**TASK DIRECTIONS**
List each line holding the string "styles".

**DATA BLOCK**
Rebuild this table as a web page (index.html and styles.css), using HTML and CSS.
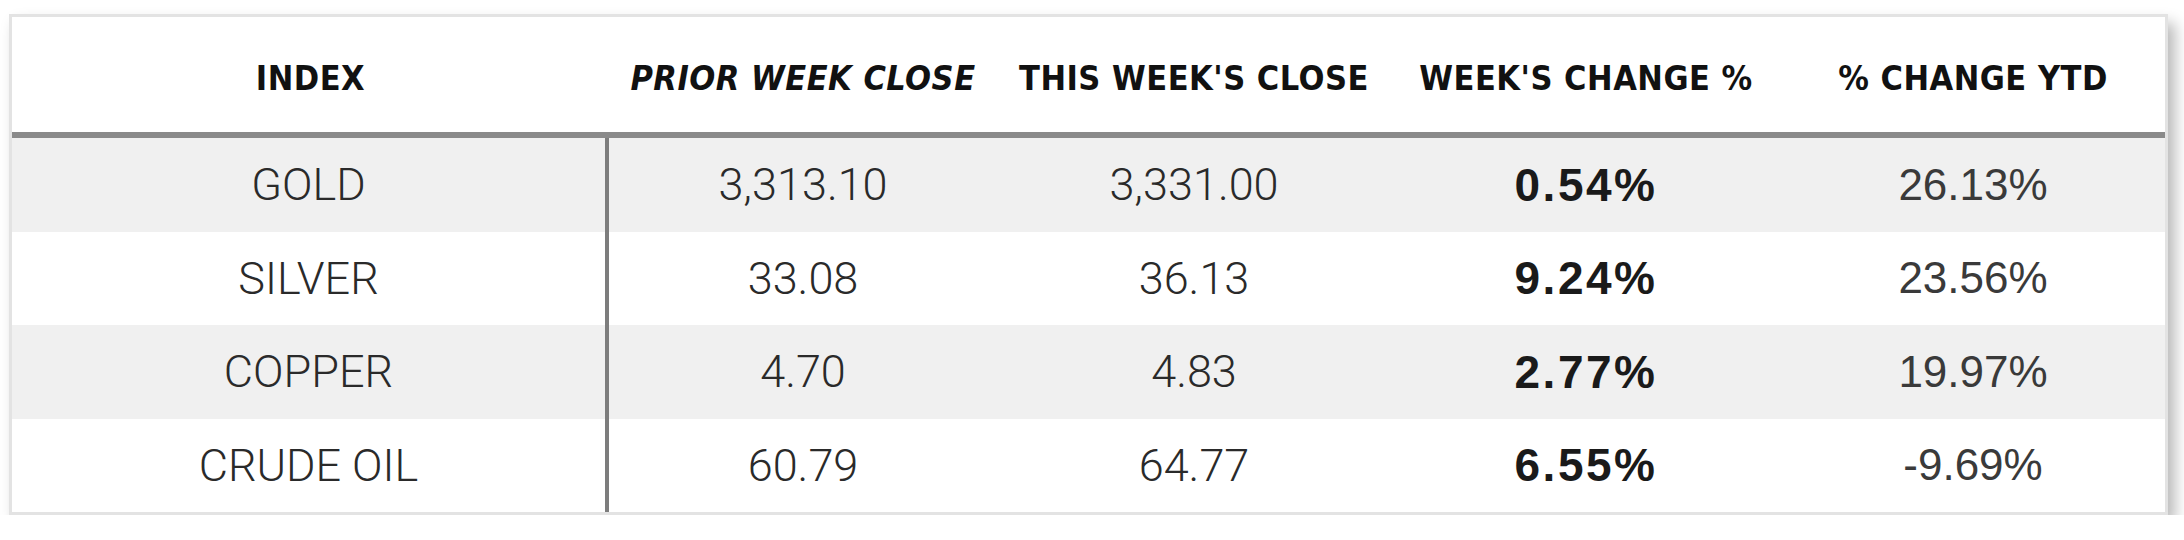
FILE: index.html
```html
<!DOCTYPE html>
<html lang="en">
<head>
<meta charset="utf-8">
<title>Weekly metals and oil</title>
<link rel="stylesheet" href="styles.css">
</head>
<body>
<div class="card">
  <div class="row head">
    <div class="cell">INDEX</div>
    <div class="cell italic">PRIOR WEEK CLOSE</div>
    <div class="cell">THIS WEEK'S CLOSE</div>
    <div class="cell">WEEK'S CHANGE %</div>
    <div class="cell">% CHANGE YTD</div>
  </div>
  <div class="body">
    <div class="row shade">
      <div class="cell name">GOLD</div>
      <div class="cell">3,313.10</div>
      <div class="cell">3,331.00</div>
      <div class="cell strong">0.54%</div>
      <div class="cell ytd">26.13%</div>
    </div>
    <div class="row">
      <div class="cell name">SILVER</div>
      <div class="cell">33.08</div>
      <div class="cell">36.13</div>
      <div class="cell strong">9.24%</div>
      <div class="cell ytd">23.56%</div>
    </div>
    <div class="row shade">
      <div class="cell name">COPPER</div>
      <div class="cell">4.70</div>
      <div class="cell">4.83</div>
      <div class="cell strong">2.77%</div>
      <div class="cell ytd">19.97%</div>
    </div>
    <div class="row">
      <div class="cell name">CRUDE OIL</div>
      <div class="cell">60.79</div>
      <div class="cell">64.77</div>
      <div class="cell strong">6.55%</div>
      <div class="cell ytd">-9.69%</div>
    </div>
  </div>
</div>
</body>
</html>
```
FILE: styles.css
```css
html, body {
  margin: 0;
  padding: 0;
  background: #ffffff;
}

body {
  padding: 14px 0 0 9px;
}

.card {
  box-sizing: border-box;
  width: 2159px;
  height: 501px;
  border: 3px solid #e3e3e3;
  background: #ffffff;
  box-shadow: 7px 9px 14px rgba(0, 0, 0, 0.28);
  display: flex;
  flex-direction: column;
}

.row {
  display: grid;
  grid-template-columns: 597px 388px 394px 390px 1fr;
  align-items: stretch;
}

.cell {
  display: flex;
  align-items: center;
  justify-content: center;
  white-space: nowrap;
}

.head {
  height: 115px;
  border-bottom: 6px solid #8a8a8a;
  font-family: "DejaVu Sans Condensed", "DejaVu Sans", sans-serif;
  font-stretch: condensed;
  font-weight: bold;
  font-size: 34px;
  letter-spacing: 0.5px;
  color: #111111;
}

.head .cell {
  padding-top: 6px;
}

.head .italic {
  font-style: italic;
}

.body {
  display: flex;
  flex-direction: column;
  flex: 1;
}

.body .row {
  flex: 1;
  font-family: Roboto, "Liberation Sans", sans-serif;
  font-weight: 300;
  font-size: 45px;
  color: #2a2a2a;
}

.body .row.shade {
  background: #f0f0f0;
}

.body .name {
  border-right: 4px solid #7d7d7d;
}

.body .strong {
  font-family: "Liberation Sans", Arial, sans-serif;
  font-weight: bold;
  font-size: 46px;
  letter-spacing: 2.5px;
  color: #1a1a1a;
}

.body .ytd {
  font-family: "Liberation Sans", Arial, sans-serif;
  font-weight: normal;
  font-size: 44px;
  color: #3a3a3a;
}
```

**FULL SOLUTION**
Rebuild this table as a web page (index.html and styles.css), using HTML and CSS.
<link rel="stylesheet" href="styles.css">
FILE: styles.css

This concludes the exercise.